BEGIN

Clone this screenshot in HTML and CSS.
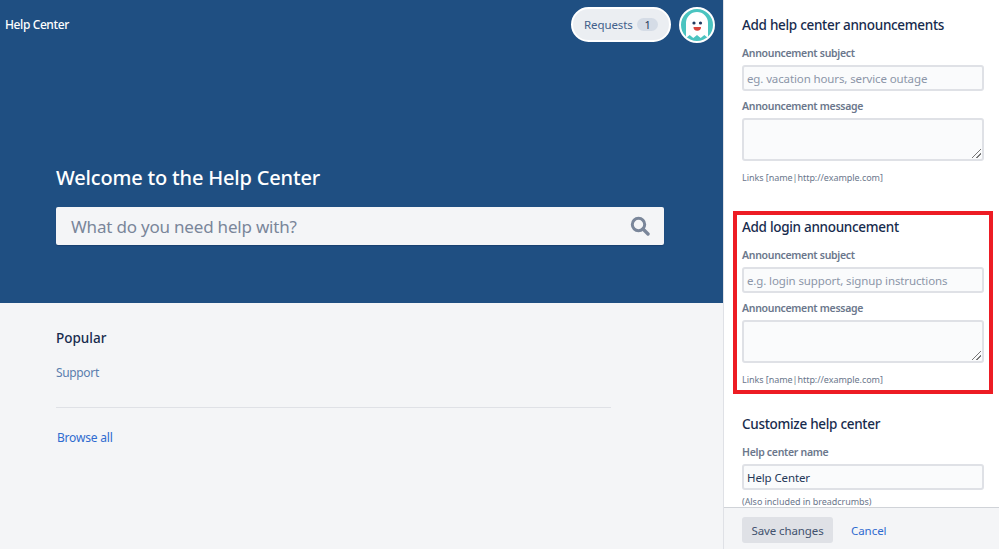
FILE: index.html
```html
<!DOCTYPE html>
<html>
<head>
	<meta charset="UTF-8">
	<title>Help Center</title>
	<link rel="stylesheet" href="styles.css">
</head>
<body>
	<div class="page">
		<main class="portal">
			<header class="hero">
				<div class="topbar">
					<a class="brand">Help Center</a>
					<div class="user">
						<a class="requests">Requests <span class="count">1</span></a>
						<span class="avatar">
							<svg width="36" height="36" viewBox="0 0 36 36">
								<defs><clipPath id="disc"><circle cx="18" cy="18" r="16"/></clipPath></defs>
								<circle cx="18" cy="18" r="17" fill="#4bc4c0" stroke="#fff" stroke-width="2"/>
								<path clip-path="url(#disc)" d="M7 31V16a11 11 0 0 1 22 0v15l-3.700-3-3.600 3-3.700-3-3.700 3-3.600-3z" fill="#fff"/>
								<circle cx="15" cy="16" r="1.600" fill="#1f3a5f"/>
								<circle cx="21.500" cy="16" r="1.600" fill="#1f3a5f"/>
								<path d="M14.500 20h7.500a3.750 3.750 0 0 1-7.500 0z" fill="#d8443c"/>
							</svg>
						</span>
					</div>
				</div>
				<div class="search-wrap">
					<h1>Welcome to the Help Center</h1>
					<div class="search">
						<span>What do you need help with?</span>
						<svg width="20" height="20" viewBox="0 0 20 20">
							<circle cx="8.500" cy="8.500" r="6.200" fill="none" stroke="#7a869a" stroke-width="3"/>
							<path d="M13 13l5 5" stroke="#7a869a" stroke-width="3.400" stroke-linecap="round"/>
						</svg>
					</div>
				</div>
			</header>
			<section class="popular">
				<h2>Popular</h2>
				<a class="topic">Support</a>
				<hr>
				<a class="browse">Browse all</a>
			</section>
		</main>
		<aside class="settings">
			<div class="settings-body">
				<section class="group">
					<h3>Add help center announcements</h3>
					<label>Announcement subject</label>
					<div class="field">eg. vacation hours, service outage</div>
					<label>Announcement message</label>
					<div class="field area"><i class="grip"></i></div>
					<small>Links [name|http://example.com]</small>
				</section>
				<section class="group marked">
					<h3>Add login announcement</h3>
					<label>Announcement subject</label>
					<div class="field">e.g. login support, signup instructions</div>
					<label>Announcement message</label>
					<div class="field area"><i class="grip"></i></div>
					<small>Links [name|http://example.com]</small>
				</section>
				<section class="group">
					<h3>Customize help center</h3>
					<label>Help center name</label>
					<div class="field filled">Help Center</div>
					<small class="note">(Also included in breadcrumbs)</small>
				</section>
			</div>
			<footer class="settings-foot">
				<button>Save changes</button>
				<a>Cancel</a>
			</footer>
		</aside>
	</div>
</body>
</html>
```

FILE: styles.css
```css
*{margin: 0;padding: 0;box-sizing: border-box;}
html,body{height: 100%;overflow: hidden;}
body{font-family: "Noto Sans","Open Sans",sans-serif;color: #172b4d;font-size: 12px;}
.page{display: flex;height: 549px;}

.portal{width: 724px;flex: none;background: #f4f5f7;border-right: 1px solid #dfe1e6;}
.hero{height: 303px;background: #1f4f82;}
.topbar{display: flex;justify-content: space-between;align-items: center;height: 49px;padding: 0 8px 0 5px;}
.brand{color: #fff;font-size: 12px;font-weight: 500;letter-spacing: -.4px;}
.user{display: flex;align-items: center;gap: 8px;}
.requests{display: flex;align-items: center;justify-content: space-between;width: 100px;height: 35px;padding: 0 11px 0 11px;background: #ebeef2;border: 2px solid #fff;border-radius: 18px;color: #42608a;font-size: 11.5px;letter-spacing: -.1px;}
.count{width: 21px;height: 13px;line-height: 13px;text-align: center;background: #d5dce6;border-radius: 7px;color: #253858;font-size: 11px;}
.avatar{display: block;width: 36px;height: 36px;}
.search-wrap{padding: 114px 59px 0 56px;}
h1{color: #fff;font-size: 20px;font-weight: 500;line-height: 30px;letter-spacing: -.18px;}
.search{display: flex;justify-content: space-between;align-items: center;height: 38px;margin-top: 14px;padding: 0 14px 0 15px;background: #f4f5f7;border-radius: 2px;box-shadow: 0 1px 1px rgba(9,30,66,.3);color: #7a869a;font-size: 17px;letter-spacing: -.2px;}
.popular{padding: 25px 112px 0 56px;}
h2{font-size: 13.5px;font-weight: 500;line-height: 20px;}
.topic{display: block;margin-top: 16px;color: #5a7eae;font-size: 12px;line-height: 18px;letter-spacing: -.35px;}
hr{margin-top: 25px;border: none;border-top: 1px solid #dfe1e6;}
.browse{display: block;margin: 21px 0 0 1px;color: #2f6bd0;font-size: 12px;line-height: 18px;letter-spacing: -.2px;}

.settings{flex: 1;display: flex;flex-direction: column;background: #fff;min-width: 0;}
.settings-body{flex: 1;overflow: hidden;padding: 15px 15px 0 18px;}
.group{margin-bottom: 32px;}
h3{font-size: 13.5px;font-weight: 500;line-height: 20px;letter-spacing: -.3px;}
label{display: block;margin-top: 7px;color: #6b778c;font-size: 10.5px;font-weight: 600;line-height: 16px;letter-spacing: -.3px;}
.group h3 + label{margin-top: 10px;}
.field{position: relative;height: 26px;margin-top: 4px;padding: 0 3px;background: #fafbfc;border: 2px solid #dfe1e6;border-radius: 3px;color: #8c96a8;font-size: 11.5px;line-height: 23px;letter-spacing: -.12px;}
.area{height: 43px;}
.filled{color: #253858;}
.grip{position: absolute;right: 1px;bottom: 1px;width: 9px;height: 9px;background: linear-gradient(135deg,transparent 45%,#777 45%,#777 55%,transparent 55%,transparent 70%,#777 70%,#777 78%,transparent 78%);}
small{display: block;margin-top: 9px;color: #6b778c;font-size: 9px;line-height: 16px;letter-spacing: -.05px;}
.note{margin-top: 4px;}
.marked{margin: -7px -9px 20px -9px;padding: 2px 5px 2px 5px;border: 4px solid #ed1c24;}
.settings-foot{display: flex;align-items: center;gap: 18px;height: 42px;padding: 3px 18px 0;background: #f4f5f7;border-top: 1px solid #d0d3d8;}
button{width: 91px;height: 26px;background: #dfe1e6;border: none;border-radius: 3px;color: #42526e;font: 11.5px "Noto Sans","Open Sans",sans-serif;letter-spacing: -.1px;}
.settings-foot a{color: #2f6bd0;font-size: 11.5px;letter-spacing: -.05px;}
```
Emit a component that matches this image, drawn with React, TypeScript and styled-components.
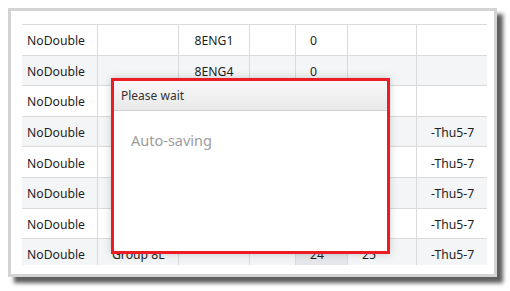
import styled, { createGlobalStyle } from "styled-components";

type RowData = string[];

const GlobalStyle = createGlobalStyle`
  html, body {
    margin: 0;
    padding: 0;
    background: #ffffff;
  }
  body {
    font-family: "Noto Sans", "Open Sans", sans-serif;
  }
`

const Page = styled.div`
  padding: 8px;
  width: 510px;
  height: 291px;
  box-sizing: border-box;
`

const Panel = styled.div`
  position: relative;
  width: 489px;
  height: 269px;
  box-sizing: border-box;
  border: 3px solid #d3d3d3;
  background: #ffffff;
  box-shadow: 6px 6px 4px rgba(40, 40, 40, 0.75);
  padding: 13px 0 0 11px;
`

const TableClip = styled.div`
  width: 465px;
  height: 241px;
  overflow: hidden;
`

const Row = styled.div<{ $striped: boolean }>`
  display: grid;
  grid-template-columns: 75px 81px 71px 46px 52px 69px 71px;
  height: 30.6px;
  box-sizing: border-box;
  border-top: 1px solid #dadada;
  background: ${(p) => (p.$striped ? "#f4f5f7" : "#ffffff")};
`

const Cell = styled.div<{ $first?: boolean; $center?: boolean; $hot?: boolean }>`
  display: flex;
  align-items: center;
  justify-content: ${(p) => (p.$center ? "center" : "flex-start")};
  padding-left: ${(p) => (p.$first ? "5px" : p.$center ? "0" : "14px")};
  padding-top: 2px;
  border-left: ${(p) => (p.$first ? "none" : "1px solid #dadada")};
  background: ${(p) => (p.$hot ? "#e6e7eb" : "transparent")};
  font-size: 12.2px;
  color: #1e1e1e;
  white-space: nowrap;
  overflow: hidden;
`

const Dialog = styled.div`
  position: absolute;
  left: 100px;
  top: 67px;
  width: 279px;
  height: 176px;
  box-sizing: border-box;
  border: 3px solid #ec1c24;
  background: #ffffff;
  box-shadow: 0 0 8px rgba(0, 0, 0, 0.18);
  display: flex;
  flex-direction: column;
`

const DialogHeader = styled.div`
  height: 30px;
  box-sizing: border-box;
  border-bottom: 1px solid #d2d2d2;
  background: linear-gradient(#f8f8f8, #e9e9ea);
  padding: 0 0 0 7px;
  display: flex;
  align-items: center;
  font-size: 12px;
  color: #333333;
`

const DialogBody = styled.div`
  padding: 19px 0 0 17px;
  font-size: 14.5px;
  color: #9c9c9c;
`

const rows: RowData[] = [
  ["NoDouble", "", "8ENG1", "", "0", "", ""],
  ["NoDouble", "", "8ENG4", "", "0", "", ""],
  ["NoDouble", "", "", "", "", "", ""],
  ["NoDouble", "", "", "", "", "", "-Thu5-7"],
  ["NoDouble", "", "", "", "", "", "-Thu5-7"],
  ["NoDouble", "", "", "", "", "", "-Thu5-7"],
  ["NoDouble", "", "", "", "", "", "-Thu5-7"],
  ["NoDouble", "Group 8L", "", "", "24", "25", "-Thu5-7"],
]

export default function App() {
  return (
    <>
      <GlobalStyle />
      <Page>
        <Panel>
          <TableClip>
            {rows.map((r, i) => (
              <Row key={i} $striped={i % 2 === 1}>
                {r.map((v, j) => (
                  <Cell
                    key={j}
                    $first={j === 0}
                    $center={j === 2}
                    $hot={i === 7 && j === 4}
                  >
                    {v}
                  </Cell>
                ))}
              </Row>
            ))}
          </TableClip>
          <Dialog>
            <DialogHeader>Please wait</DialogHeader>
            <DialogBody>Auto-saving</DialogBody>
          </Dialog>
        </Panel>
      </Page>
    </>
  )
}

END

Only lines holding the string "components" are wanted; gather each one from the entries above.

FINAL ANSWER
Emit a component that matches this image, drawn with React, TypeScript and styled-components.
import styled, { createGlobalStyle } from "styled-components";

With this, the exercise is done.